IL BOSS IOVINE PARLA E LA POLITICA TREMA
I MAGISTRATI E LA GRANDE ATTESA PER LA CONFESSIONE
“Se Antonio Iovine parla dei rapporti tra la camorra e la politica potrebbe arrivare fino a Roma. Potrebbe non fermarsi ai politici del Casertano. Aveva appoggi forti nella capitale e interessi personali negli affari del gioco d’azzardo, attraverso il cugino Mario, nelle società che hanno bisogno di concessioni dai monopoli di Stato”
La notizia che il boss dei Casalesi ha iniziato a collaborare con la giustizia è ancora fresca di stampa mentre Rosaria Capacchione ce ne offre una prima analisi.
La Capacchione, giornalista de Il Mattino in aspettativa da quando è stata eletta senatore nel Pd, vive sotto scorta da sei anni per le minacce del clan.
Ma già nel 1996 il pentito Dario De Simone raccontò ai magistrati di un progetto per ucciderla.
Fu incaricato il cugino di Iovine, Michele, capozona di Casagiove. Doveva procurarsi la foto e fare gli appostamenti. Il piano fu accantonato.
Michele Iovine è stato poi assassinato nel 2008, due mesi prima del proclama in aula dell’avvocato del boss, Michele Santonastaso, in seguito al quale furono decise le misure di protezione per la giornalista.
O Ninno (il Bimbo) canta, i pm della Dda di Napoli Antonello Ardituro e Cesare Sirignano lo ascoltano, l’indiscrezione finisce su Il Mattino e Repubblica, ed ora in molti tremano.
A cominciare da quel grumo oscuro di intrecci tra politica, camorra e imprenditoria intorno al business dell’emergenza rifiuti in Campania.
In atti all’inchiesta su Cipriano Chianese, l’imprenditore leader del traffico illecito della spazzatura in Campania, si trovano le dichiarazioni sulla nascita di Ecologia89, la prima società che tratta l’affare della monnezza: Antonio Iovine ne era di fatto uno dei tre proprietari.
Fu l’atto di nascita dell’ecomafia come ‘sistema’. Un modus operandi creato da Iovine e Francesco Bidognetti, il ‘ministro dei rifiuti’ della camorra, insieme alla parte bidognettiana del clan che aveva i contatti con Licio Gelli tramite Gaetano Cerci, un cugino di Bidognetti, che entrava e usciva da Villa Wanda.
Iovine è nato a San Cipriano d’Aversa 50 anni fa. Insieme a Michele Zagaria si è trovato a reggere le sorti del clan dei Casalesi dopo gli arresti di Francesco Bidognetti e Francesco Schiavone, avvenuti tra il 1993 e il 1998.
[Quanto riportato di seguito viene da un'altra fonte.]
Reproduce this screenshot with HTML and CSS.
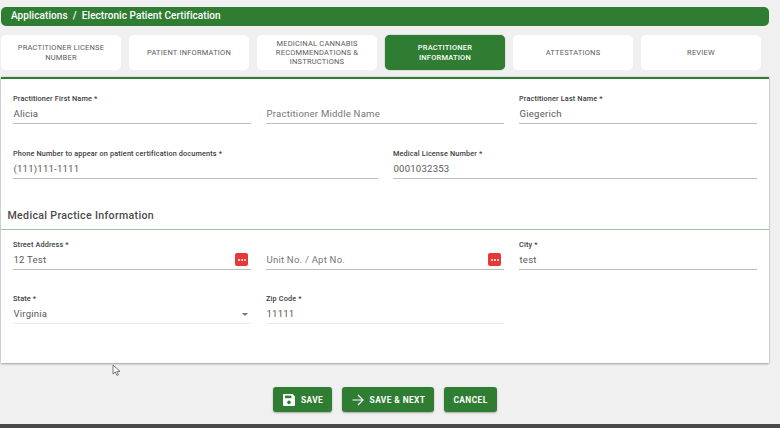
FILE: index.html
```html
<!DOCTYPE html>
<html lang="en">
<head>
<meta charset="utf-8">
<title>Electronic Patient Certification</title>
<link rel="stylesheet" href="styles.css">
</head>
<body>
<div class="page">
  <div class="crumb">Applications&nbsp; /&nbsp; Electronic Patient Certification</div>
  <nav class="tabs">
    <div class="tab">PRACTITIONER LICENSE NUMBER</div>
    <div class="tab">PATIENT INFORMATION</div>
    <div class="tab tab-tight">MEDICINAL CANNABIS RECOMMENDATIONS &amp; INSTRUCTIONS</div>
    <div class="tab active">PRACTITIONER INFORMATION</div>
    <div class="tab">ATTESTATIONS</div>
    <div class="tab">REVIEW</div>
  </nav>
  <main class="card">
    <div class="grid three row-first">
      <div class="field"><label>Practitioner First Name *</label><div class="value">Alicia</div></div>
      <div class="field"><label>&nbsp;</label><div class="value muted">Practitioner Middle Name</div></div>
      <div class="field"><label>Practitioner Last Name *</label><div class="value">Giegerich</div></div>
    </div>
    <div class="grid two row-second">
      <div class="field"><label>Phone Number to appear on patient certification documents *</label><div class="value">(111)111-1111</div></div>
      <div class="field"><label>Medical License Number *</label><div class="value">0001032353</div></div>
    </div>
    <h2 class="section">Medical Practice Information</h2>
    <div class="grid three row-third">
      <div class="field"><label>Street Address *</label><div class="value">12 Test<span class="more"><i></i><i></i><i></i></span></div></div>
      <div class="field"><label>&nbsp;</label><div class="value muted">Unit No. / Apt No.<span class="more"><i></i><i></i><i></i></span></div></div>
      <div class="field"><label>City *</label><div class="value">test</div></div>
    </div>
    <div class="grid three row-fourth">
      <div class="field light"><label>State *</label><div class="value">Virginia<span class="caret"></span></div></div>
      <div class="field light"><label>Zip Code *</label><div class="value">11111</div></div>
    </div>
  </main>
  <div class="actions">
    <button class="btn btn-save" type="button">
      <svg class="ico" width="14" height="14" viewBox="0 0 14 14"><path fill="#fff" d="M1.5 1h9L13 3.5V12a1 1 0 0 1-1 1H2a1 1 0 0 1-1-1V1.5A.5.5 0 0 1 1.5 1z"/><rect x="3" y="2.6" width="6.4" height="2.6" fill="#2e7d32"/><circle cx="7" cy="9.4" r="1.8" fill="#2e7d32"/></svg>SAVE</button>
    <button class="btn btn-next" type="button">
      <svg class="ico" width="14" height="14" viewBox="0 0 14 14"><path fill="none" stroke="#fff" stroke-width="1.2" d="M1.5 7h10.5M7 2l5 5-5 5"/></svg>SAVE &amp; NEXT</button>
    <button class="btn btn-cancel" type="button">CANCEL</button>
  </div>
  <svg class="cursor" width="10" height="13" viewBox="0 0 10 13"><path fill="#fff" stroke="#555" stroke-width=".8" d="M1 1v9l2.3-2 1.6 3.4 1.5-.7-1.6-3.3H8z"/></svg>
</div>
<div class="footer-line"></div>
</body>
</html>
```
FILE: styles.css
```css
* { box-sizing: border-box; }
html, body { margin: 0; height: 100%; }
body {
  background: #f0f0f0;
  font-family: Roboto, "Liberation Sans", sans-serif;
  color: #555;
  overflow: hidden;
  width: 780px;
  height: 428px;
  position: relative;
}
.page { padding: 7px 11px 0 1px; position: relative; }
.crumb {
  height: 19px;
  background: #2e7d32;
  border-radius: 5px;
  color: #fff;
  font-size: 10px;
  font-weight: 500;
  line-height: 18px;
  padding-left: 10px;
  letter-spacing: .07px;
}
.tabs { display: flex; gap: 8px; margin-top: 9px; padding-right: 8px; }
.tab {
  width: 120px;
  height: 35px;
  background: #fff;
  border-radius: 5px;
  display: flex;
  align-items: center;
  justify-content: center;
  text-align: center;
  font-size: 7.5px;
  line-height: 10px;
  padding: 0 8px;
  color: #5c5c5c;
  letter-spacing: .2px;
}
.tab-tight { line-height: 9.2px; padding: 0 6px; }
.tab.active { background: #2e7d32; color: #fff; font-weight: 500; padding: 0 24px; box-shadow: 0 0 1px #1b5e20; }
.card {
  margin-top: 7px;
  height: 286px;
  background: #fff;
  border-top: 2px solid #2e7d32;
  box-shadow: 0 1px 2px rgba(0,0,0,.3), 0 0 2px rgba(0,0,0,.15);
}
.grid { display: grid; padding: 0 12px; column-gap: 15px; }
.three { grid-template-columns: repeat(3, 238px); }
.two { grid-template-columns: 365px 364px; }
.row-first { padding-top: 16px; }
.row-second { padding-top: 26px; }
.row-third { padding-top: 11px; }
.row-fourth { padding-top: 25px; }
.field { height: 29px; border-bottom: 1px solid #bdbdbd; }
.field.light { border-bottom-color: #ececec; }
label {
  display: block;
  font-size: 7.3px;
  font-weight: 500;
  line-height: 8px;
  color: #3c3c3c;
  letter-spacing: .14px;
}
.value {
  position: relative;
  font-size: 9.6px;
  line-height: 14px;
  margin-top: 4px;
  padding-left: .5px;
  letter-spacing: .2px;
  color: #5a5a5a;
}
.muted { color: #777; }
.section {
  margin: 30px 0 0;
  height: 21px;
  padding-left: 6.5px;
  font-size: 10.6px;
  font-weight: 500;
  line-height: 14px;
  color: #4a4a4a;
  letter-spacing: .33px;
  border-bottom: 1px solid #9cc59e;
}
.more {
  position: absolute;
  right: 3px;
  top: 0;
  width: 13px;
  height: 13px;
  background: #e53935;
  border-radius: 2px;
  display: flex;
  align-items: center;
  justify-content: center;
  gap: 1px;
}
.more i { width: 2px; height: 2px; background: #fff; border-radius: 50%; }
.caret {
  position: absolute;
  right: 3px;
  top: 6px;
  border-left: 3.5px solid transparent;
  border-right: 3.5px solid transparent;
  border-top: 3.5px solid #777;
}
.actions { display: flex; justify-content: center; gap: 10px; margin-top: 24px; }
.btn {
  height: 25px;
  border: 0;
  border-radius: 3px;
  background: #2e7d32;
  color: #fff;
  font-family: Roboto, "Liberation Sans", sans-serif;
  font-size: 8.4px;
  font-weight: 700;
  letter-spacing: .4px;
  display: flex;
  align-items: center;
  justify-content: center;
  padding: 0;
  box-shadow: 0 1px 2px rgba(0,0,0,.3);
}
.btn-save { width: 59px; }
.btn-next { width: 92px; }
.btn-cancel { width: 53px; }
.ico { margin-right: 5px; flex: none; }
.btn-next .ico { margin-right: 5px; }
.cursor { position: absolute; left: 112px; top: 364px; }
.footer-line { position: absolute; left: 0; right: 0; bottom: 0; height: 4px; background: #4a4a4a; }
```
Legatissimo alla famiglia Schiavone, ha finito per acquisirne il controllo delle truppe. Condannato all’ergastolo al termine del processo Spartacus, O Ninno è stato catturato il 17 novembre 2010 dopo 14 anni di latitanza.
Durante i quali ha curato affari e strategie della cosca, il traffico di droga, il racket, le infiltrazioni negli appalti pubblici, il modo di riciclare i proventi nel centronord. Trovando però il tempo di viaggiare, conoscere il mondo, fare un po’ di bella vita. Esistono sue foto a Parigi e in Costa Azzurra.
“E’ l’unico dei grandi boss che non è stato catturato in un bunker sottoterra — ricorda la Capacchione — e quindi era l’unico che verosimilmente poteva pentirsi, non avendo legami viscerali col territorio”.
“I pentimenti sinceri — sottolinea il ministro degli Interni Angelino Alfano — giovano al contrasto alle mafie, lo abbiamo scoperto grazie alle intuizioni di grandi magistrati come Giovanni Falcone e abbiamo inferto colpi durissimi alla mafia ed alla ‘ndrangheta. Se la stessa cosa avverrà per la camorra si potrebbero aprire scenari investigativi interessanti e potremmo arrivare alla sconfitta della camorra”.
Il procuratore nazionale antimafia Franco Roberti ritiene la collaborazione di Iovine “di grande aiuto per le inchieste contro la camorra”.
L’inizio della collaborazione sarebbe avvenuta una decina di giorni fa. Preceduta da un paio di segnali: il cambio degli avvocati e il trasferimento di tutti i parenti a rischio in località segrete: la moglie, Enrichetta Avallone, 45 anni, finita in carcere nel 2008 per una vicenda di estorsione e tornata in libertà nel luglio del 2011; e il figlio, Oreste, 25 anni, che invece è tuttora detenuto: fu fermato il 19 ottobre del 2013, insieme ad altre quattro persone vicine alla fazione del clan guidata dal padre, con l’accusa di associazione mafiosa, estorsione e traffico di droga.